The use of the Web and Web-based identifiers will make up-to-date resource descriptions directly citable by cataloguers. The use of shared identifiers will allow them to pull together descriptions for resources outside their domain environment, across all cultural heritage datasets, and even the web at large. They will be able to concentrate their effort on their domain of local expertise, rather than having to re-create existing descriptions that have been already elaborated by others.

History shows that all technologies are transitory, and the history of information technology suggests that specific data formats are especially short-lived. By making a clean distinction between the meaning of data ("semantics") and specific data structures ("syntax" or "formats"), Linked Data will lead to the creation of better, more durable descriptive standards.

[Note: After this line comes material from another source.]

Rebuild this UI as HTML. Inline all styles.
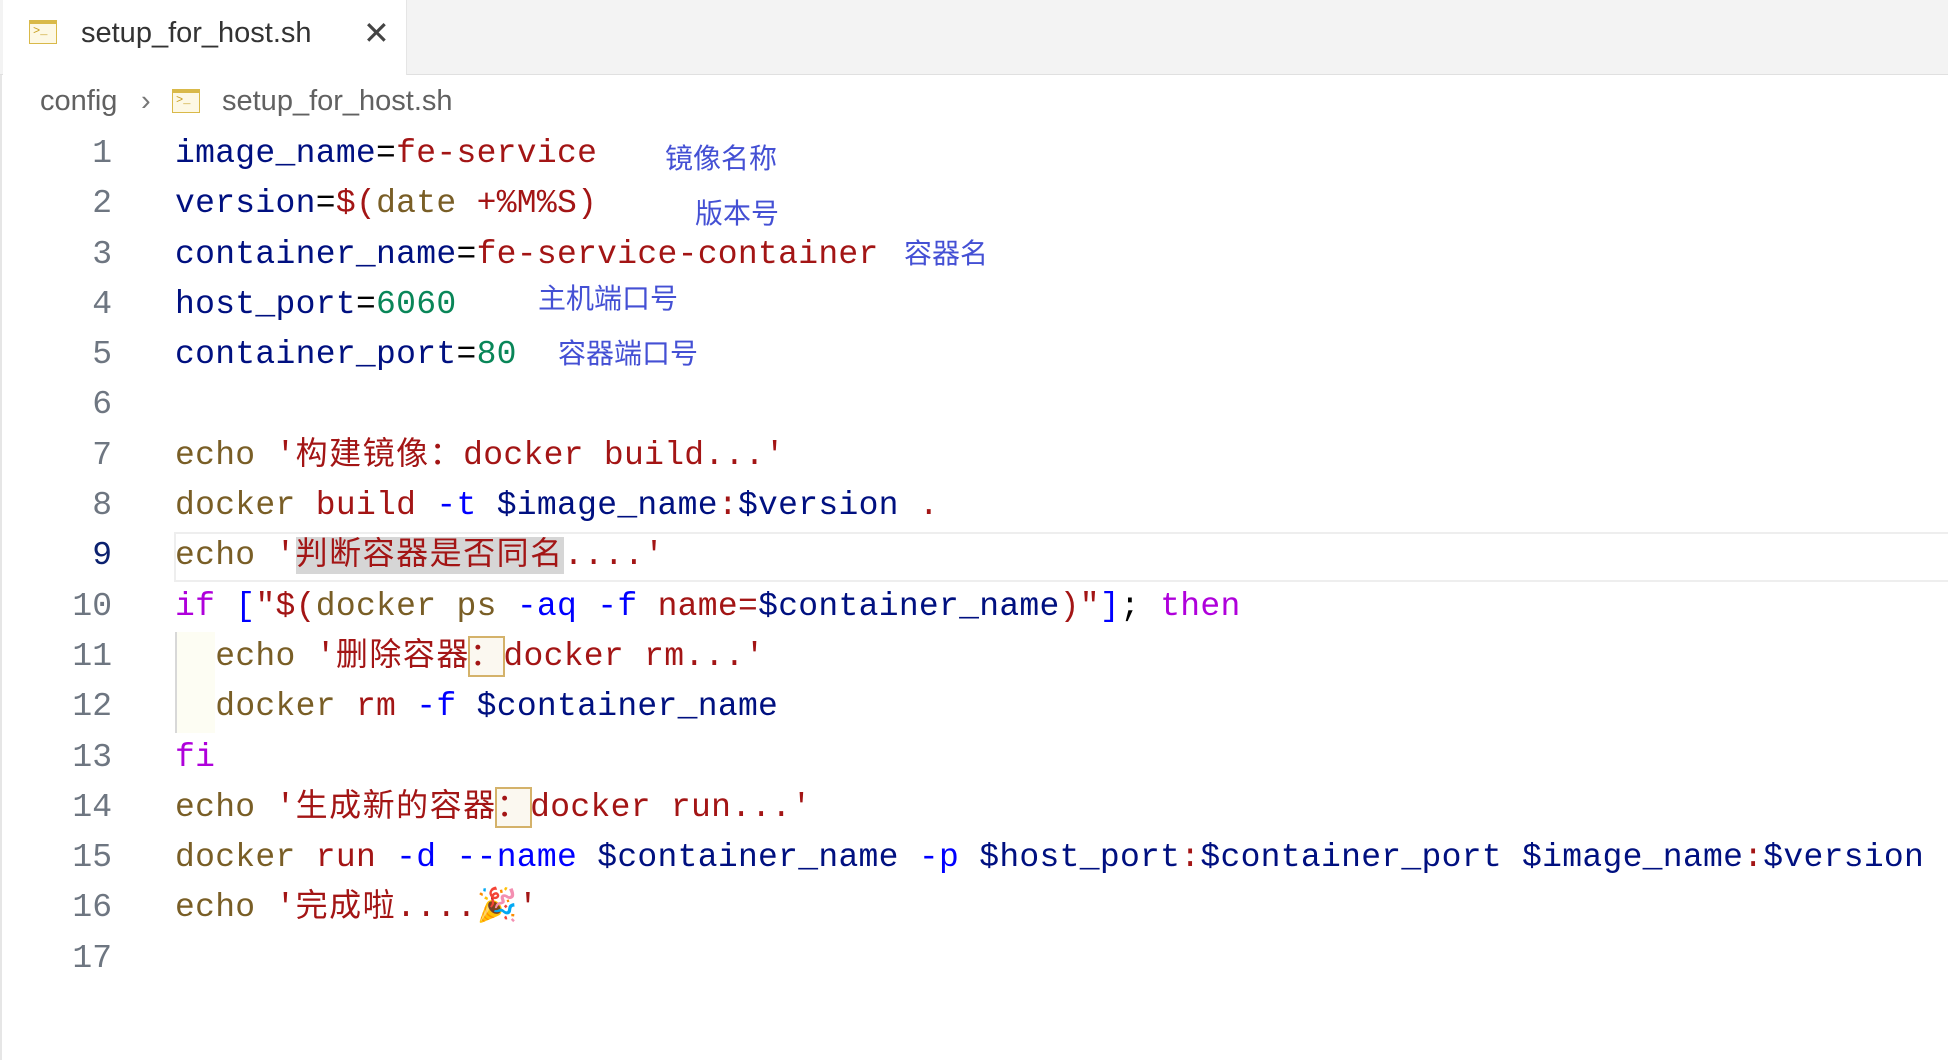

Benefits to Developers and Vendors

Library developers and vendors will directly benefit from not being tied to library-specific data formats. Linked Data methods support the retrieval and re-mixing of data in a way that is consistent across all metadata providers. Instead of requiring data to be accessed using library-centric protocols (e.g., Z39.50), linked data uses well-known standard Web protocols (e.g., HTTP). Developers will also no longer have to work with library-specific data formats such as MARC, which require custom software tools and applications. Linked Data methods involve pushing data onto the Web in a form that is understandable to Web applications. Library vendors that support Linked Data will be able to market their products outside of the library world, while vendors outside the library world may be able to adapt their more generic products to the specific requirements of libraries. By leveraging RDF and HTTP, library developers are freed from the need to use domain-specific software, opening a growing range of generic tools, much of which are open-source. Thus they will find it much easier to build new services on top of their data. This also opens up a much larger developer community to provide support to IT professional in libraries. In a sea of RDF triples, no developer is an island.